▶ TASK GOAL: Skip the pictures and extract all of the lines exactly as written.

▶ RECORDED INFORMATION:
━━━━━━━━━━

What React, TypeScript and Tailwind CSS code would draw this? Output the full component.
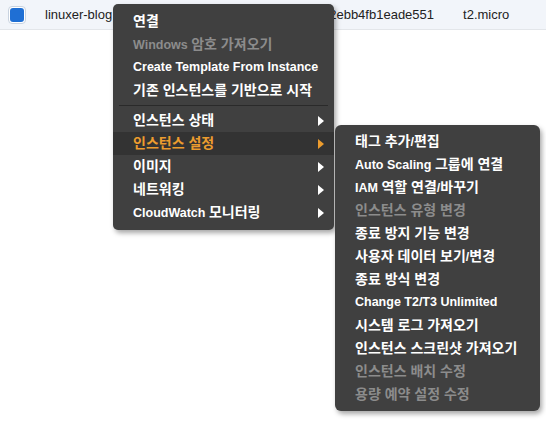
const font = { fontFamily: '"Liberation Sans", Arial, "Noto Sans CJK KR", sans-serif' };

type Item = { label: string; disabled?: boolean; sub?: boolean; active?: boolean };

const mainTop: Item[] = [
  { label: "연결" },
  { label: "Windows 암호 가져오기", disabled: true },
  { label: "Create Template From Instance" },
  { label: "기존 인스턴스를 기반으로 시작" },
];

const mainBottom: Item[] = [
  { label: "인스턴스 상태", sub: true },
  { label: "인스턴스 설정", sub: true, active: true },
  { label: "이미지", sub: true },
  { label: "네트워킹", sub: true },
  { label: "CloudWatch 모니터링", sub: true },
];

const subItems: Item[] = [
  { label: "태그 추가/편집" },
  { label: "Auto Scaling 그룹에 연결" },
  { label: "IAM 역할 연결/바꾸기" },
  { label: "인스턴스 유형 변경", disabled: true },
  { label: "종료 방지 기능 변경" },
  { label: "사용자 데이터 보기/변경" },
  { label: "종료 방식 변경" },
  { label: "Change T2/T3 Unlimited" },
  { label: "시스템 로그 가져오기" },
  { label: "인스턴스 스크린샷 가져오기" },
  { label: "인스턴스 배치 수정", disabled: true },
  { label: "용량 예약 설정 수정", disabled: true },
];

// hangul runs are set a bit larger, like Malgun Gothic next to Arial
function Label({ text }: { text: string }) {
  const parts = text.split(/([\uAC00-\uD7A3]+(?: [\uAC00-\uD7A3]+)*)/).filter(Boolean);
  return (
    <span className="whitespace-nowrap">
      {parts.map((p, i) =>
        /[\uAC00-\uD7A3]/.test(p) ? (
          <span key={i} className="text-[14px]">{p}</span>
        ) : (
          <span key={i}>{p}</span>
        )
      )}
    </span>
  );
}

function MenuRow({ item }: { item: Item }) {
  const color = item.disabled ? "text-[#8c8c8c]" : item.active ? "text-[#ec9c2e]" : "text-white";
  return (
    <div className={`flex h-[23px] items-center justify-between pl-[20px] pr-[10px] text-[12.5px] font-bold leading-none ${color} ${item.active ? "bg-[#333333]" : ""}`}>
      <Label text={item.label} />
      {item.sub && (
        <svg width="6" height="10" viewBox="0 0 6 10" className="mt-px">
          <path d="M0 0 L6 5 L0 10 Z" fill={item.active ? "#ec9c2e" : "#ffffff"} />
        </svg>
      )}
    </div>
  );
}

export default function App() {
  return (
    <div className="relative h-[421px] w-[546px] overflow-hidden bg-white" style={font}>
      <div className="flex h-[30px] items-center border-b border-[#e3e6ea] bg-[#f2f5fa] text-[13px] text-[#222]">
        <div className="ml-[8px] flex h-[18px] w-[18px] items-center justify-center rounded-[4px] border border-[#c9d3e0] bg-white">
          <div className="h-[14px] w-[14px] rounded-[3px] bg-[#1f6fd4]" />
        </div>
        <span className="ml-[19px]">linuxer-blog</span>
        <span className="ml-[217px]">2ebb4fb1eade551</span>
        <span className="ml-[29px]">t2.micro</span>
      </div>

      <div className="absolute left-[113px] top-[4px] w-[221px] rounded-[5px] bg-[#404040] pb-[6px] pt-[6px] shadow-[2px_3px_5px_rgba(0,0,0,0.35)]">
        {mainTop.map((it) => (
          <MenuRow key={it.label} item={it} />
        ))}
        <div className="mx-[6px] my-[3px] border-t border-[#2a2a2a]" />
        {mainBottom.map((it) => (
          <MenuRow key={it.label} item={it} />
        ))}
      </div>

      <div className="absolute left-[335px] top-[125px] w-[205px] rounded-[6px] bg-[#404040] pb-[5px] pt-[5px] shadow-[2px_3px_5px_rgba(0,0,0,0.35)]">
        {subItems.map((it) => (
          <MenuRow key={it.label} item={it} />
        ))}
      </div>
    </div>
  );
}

━━━━━━━━━━

▶ OUTPUT FOR THIS EXERCISE:
What React, TypeScript and Tailwind CSS code would draw this? Output the full component.
const font = { fontFamily: '"Liberation Sans", Arial, "Noto Sans CJK KR", sans-serif' };

type Item = { label: string; disabled?: boolean; sub?: boolean; active?: boolean };

const mainTop: Item[] = [
  { label: "연결" },
  { label: "Windows 암호 가져오기", disabled: true },
  { label: "Create Template From Instance" },
  { label: "기존 인스턴스를 기반으로 시작" },
];

const mainBottom: Item[] = [
  { label: "인스턴스 상태", sub: true },
  { label: "인스턴스 설정", sub: true, active: true },
  { label: "이미지", sub: true },
  { label: "네트워킹", sub: true },
  { label: "CloudWatch 모니터링", sub: true },
];

const subItems: Item[] = [
  { label: "태그 추가/편집" },
  { label: "Auto Scaling 그룹에 연결" },
  { label: "IAM 역할 연결/바꾸기" },
  { label: "인스턴스 유형 변경", disabled: true },
  { label: "종료 방지 기능 변경" },
  { label: "사용자 데이터 보기/변경" },
  { label: "종료 방식 변경" },
  { label: "Change T2/T3 Unlimited" },
  { label: "시스템 로그 가져오기" },
  { label: "인스턴스 스크린샷 가져오기" },
  { label: "인스턴스 배치 수정", disabled: true },
  { label: "용량 예약 설정 수정", disabled: true },
];

// hangul runs are set a bit larger, like Malgun Gothic next to Arial
function Label({ text }: { text: string }) {
  const parts = text.split(/([\uAC00-\uD7A3]+(?: [\uAC00-\uD7A3]+)*)/).filter(Boolean);
  return (
    <span className="whitespace-nowrap">
      {parts.map((p, i) =>
        /[\uAC00-\uD7A3]/.test(p) ? (
          <span key={i} className="text-[14px]">{p}</span>
        ) : (
          <span key={i}>{p}</span>
        )
      )}
    </span>
  );
}

function MenuRow({ item }: { item: Item }) {
  const color = item.disabled ? "text-[#8c8c8c]" : item.active ? "text-[#ec9c2e]" : "text-white";
  return (
    <div className={`flex h-[23px] items-center justify-between pl-[20px] pr-[10px] text-[12.5px] font-bold leading-none ${color} ${item.active ? "bg-[#333333]" : ""}`}>
      <Label text={item.label} />
      {item.sub && (
        <svg width="6" height="10" viewBox="0 0 6 10" className="mt-px">
          <path d="M0 0 L6 5 L0 10 Z" fill={item.active ? "#ec9c2e" : "#ffffff"} />
        </svg>
      )}
    </div>
  );
}

export default function App() {
  return (
    <div className="relative h-[421px] w-[546px] overflow-hidden bg-white" style={font}>
      <div className="flex h-[30px] items-center border-b border-[#e3e6ea] bg-[#f2f5fa] text-[13px] text-[#222]">
        <div className="ml-[8px] flex h-[18px] w-[18px] items-center justify-center rounded-[4px] border border-[#c9d3e0] bg-white">
          <div className="h-[14px] w-[14px] rounded-[3px] bg-[#1f6fd4]" />
        </div>
        <span className="ml-[19px]">linuxer-blog</span>
        <span className="ml-[217px]">2ebb4fb1eade551</span>
        <span className="ml-[29px]">t2.micro</span>
      </div>

      <div className="absolute left-[113px] top-[4px] w-[221px] rounded-[5px] bg-[#404040] pb-[6px] pt-[6px] shadow-[2px_3px_5px_rgba(0,0,0,0.35)]">
        {mainTop.map((it) => (
          <MenuRow key={it.label} item={it} />
        ))}
        <div className="mx-[6px] my-[3px] border-t border-[#2a2a2a]" />
        {mainBottom.map((it) => (
          <MenuRow key={it.label} item={it} />
        ))}
      </div>

      <div className="absolute left-[335px] top-[125px] w-[205px] rounded-[6px] bg-[#404040] pb-[5px] pt-[5px] shadow-[2px_3px_5px_rgba(0,0,0,0.35)]">
        {subItems.map((it) => (
          <MenuRow key={it.label} item={it} />
        ))}
      </div>
    </div>
  );
}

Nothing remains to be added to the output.